Bringing a CBDC to Life
Demonstrating real-world use cases that resonate with the general public and other stakeholders is an essential step towards exploration of how a UK CBDC would work in practice, and also highlights the benefits that a CBDC could bring.
The DPF was therefore extremely excited to launch its Use Case Working Group in January. This is a practical Working Group looking to uncover real-world use cases for a digital Pound that will be valuable to UK citizens. Aware that people need something tangible to discuss and see working in practice, the focus will be on brainstorming and prioritising relevant use cases and ultimately supporting members as they bring the use cases to life through pilots and sandboxes.
Together We are Stronger
Cryptocurrencies have shown us many of the potential features of a digital currency and how new technologies can revolutionise payments, extend capabilities and transform the underlying infrastructure. It makes absolute sense to explore the possibilities within the context of a CBDC and other new forms of digital money that are more generally suitable for the general public. We would be unwise not to — and the potential impact of not exploring these possibilities on the money supply and fiscal policy of the UK strengthens this work even more.
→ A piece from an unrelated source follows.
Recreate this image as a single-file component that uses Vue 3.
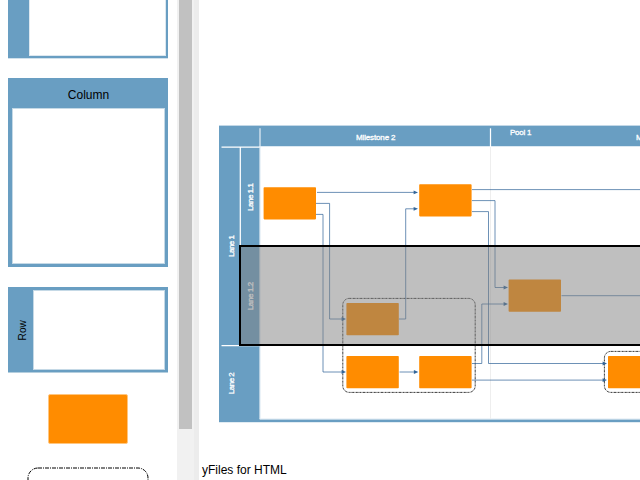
<script setup>
const nodes = [
  [263.6, 187.2], [419.2, 184.2], [346.4, 303], [508.6, 279.6],
  [346.4, 356], [419.2, 356], [608, 356]
]
const edges = [
  'M317 192.4H415',
  'M316 203.4H329.6V319H343',
  'M316 214.4H323V372H343',
  'M399 319H405.7V208.8H415',
  'M472 189.6H650',
  'M472 200.6H495V287.5H505',
  'M472 211.6H488.5V363.5H604',
  'M472 363.5H481.8V304H505',
  'M472 380.1H604',
  'M399.5 372H415',
  'M561.5 295.7H650'
]
const arrows = [
  [418, 192.4], [418, 208.8], [346, 319], [346, 372], [508, 287.5],
  [508, 304], [607, 363.5], [607, 380.1], [418.3, 372]
]
const acrossLabels = [
  { text: 'Milestone 2', x: 356, y: 140, w: 39.5 },
  { text: 'Pool 1', x: 510, y: 135, w: 21.5 },
  { text: 'Milestone 3', x: 636, y: 140, w: 39.5 }
]
const upLabels = [
  { text: 'Lane 1', x: 234.3, y: 257, w: 22 },
  { text: 'Lane 1.1', x: 253.3, y: 211, w: 28 },
  { text: 'Lane 1.2', x: 253.3, y: 310.2, w: 28.5 },
  { text: 'Lane 2', x: 234.3, y: 394.2, w: 22 }
]
</script>

<template>
  <main class="app">
    <aside class="palette">
      <div class="pool"><div class="pane"></div></div>
      <div class="column"><span class="title">Column</span><div class="pane"></div></div>
      <div class="row"><div class="side"><span>Row</span></div><div class="pane"></div></div>
      <div class="shape"></div>
      <svg class="group" width="122" height="60" viewBox="27 467 122 60">
        <rect x="28" y="468" width="120" height="80" rx="10" class="dash big" />
      </svg>
    </aside>
    <div class="scrollbar"><div class="thumb"></div></div>
    <div class="splitter"></div>
    <section class="editor">
      <svg class="canvas" width="441" height="460" viewBox="199 0 441 460">
        <rect x="219" y="125.6" width="440" height="296.6" class="blue" />
        <rect x="260" y="147" width="400" height="272.3" fill="#fff" />
        <path d="M259.5 146.5H640M259.5 419H640" class="soft" />
        <path d="M221.5 147H260M240.3 147V345M221.5 345.6H259" class="divider" />
        <path d="M260 128.3V419" class="divider pale" />
        <path d="M490.5 128.3V147" class="divider" />
        <path d="M490.5 147V419" class="milestone" />
        <rect x="342.8" y="298.4" width="132.4" height="94" rx="6.5" class="dash" />
        <rect x="604.4" y="351.4" width="60" height="41" rx="6.5" class="dash" />
        <path v-for="d in edges" :key="d" :d="d" class="edge" />
        <path v-for="(a, i) in arrows" :key="i" :d="`M${a[0]} ${a[1]}l-4.4 -1.9v3.8z`" class="arrow" />
        <rect v-for="(n, i) in nodes" :key="i" :x="n[0]" :y="n[1]" width="52.4" height="32.2" rx=".8" class="node" />
        <text v-for="l in acrossLabels" :key="l.text" :x="l.x" :y="l.y" :textLength="l.w" class="label">{{ l.text }}</text>
        <text v-for="l in upLabels" :key="l.text" :transform="`translate(${l.x} ${l.y}) rotate(-90)`" :textLength="l.w" class="label">{{ l.text }}</text>
        <rect x="240" y="246" width="430" height="99" class="selection" />
      </svg>
      <footer>yFiles for HTML</footer>
    </section>
  </main>
</template>

<style>
body { margin: 0; overflow: hidden; background: #fff; }
</style>

<style scoped>
.app { display: flex; width: 640px; height: 480px; overflow: hidden; font: 12px "Liberation Sans", Arial, sans-serif; color: #000; }
.palette { box-sizing: border-box; width: 177px; height: 480px; padding-left: 8px; overflow: hidden; display: flex; flex-direction: column; flex: none; }
.palette > * { flex: none; }
.pool, .column, .row { box-sizing: border-box; width: 160px; background: #699ec2; }
.pane { box-sizing: border-box; flex: 1; background: #fff; border: 1px solid #c5d9e6; }
.pool { height: 58px; padding: 0 2px 2px 21px; box-shadow: 0 1px #d1e1ec; }
.pool .pane { height: 56px; border-top: 0; border-color: #dde8f0; }
.column { height: 189px; margin-top: 20px; padding: 0 3px 3px 4px; display: flex; flex-direction: column; }
.title { height: 30px; line-height: 34px; text-align: center; }
.row { height: 85px; margin-top: 20px; padding: 3px 3px 2px 0; display: flex; box-shadow: 0 1px #b4cede; }
.side { width: 25px; display: flex; align-items: center; justify-content: center; }
.side span { writing-mode: vertical-rl; transform: rotate(180deg); font-size: 10px; line-height: 12px; letter-spacing: .15px; margin-left: 5px; }
.shape { box-sizing: border-box; width: 80px; height: 50px; margin: 22px 0 0 40px; background: #ff8c00; border: 1px solid #ffc67f; border-radius: 2px; }
.group { display: block; margin: 23px 0 0 19px; }
.scrollbar { box-sizing: border-box; width: 17px; height: 480px; padding: 0 2px; background: #f1f1f1; flex: none; }
.thumb { width: 13px; height: 429px; background: #c1c1c1; }
.splitter { width: 5px; background: #ececec; flex: none; }
.editor { width: 441px; display: flex; flex-direction: column; }
.canvas { display: block; flex: none; }
footer { height: 20px; line-height: 20px; padding-left: 3px; }
.blue { fill: #699ec2; }
.soft { stroke: #dce9f2; stroke-width: 1; fill: none; }
.divider { stroke: #fff; stroke-width: 1.25; fill: none; }
.divider.pale { stroke: #e1ecf4; }
.milestone { stroke: #eee; stroke-width: 1; }
.dash { fill: none; stroke: #222; stroke-width: .9; stroke-dasharray: 2 .5 .6 .5; }
.dash.big { stroke: #000; stroke-width: 1; stroke-dasharray: 4 1 1 1; }
.edge { fill: none; stroke: #336699; stroke-opacity: .9; stroke-width: .8; }
.arrow { fill: #336699; }
.node { fill: #ff8c00; }
.label { font-size: 8px; fill: #fff; stroke: #fff; stroke-width: .3; }
.selection { fill: rgba(128, 128, 128, .5); stroke: #000; stroke-width: 2; }
</style>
In order to make this happen, and to ensure that any new forms of money are well-designed, it is essential that we collaborate. The broader our pool of expertise and experience and the more varied and engaging our conversations and output, the more effective the DPF will be in realising our objectives and, ultimately, in supporting the UK’s transition to a digital economy.
The DPF therefore welcomes engagement and collaboration with a variety of stakeholders and is also seeking to increase its member and strategic partner community in the coming months.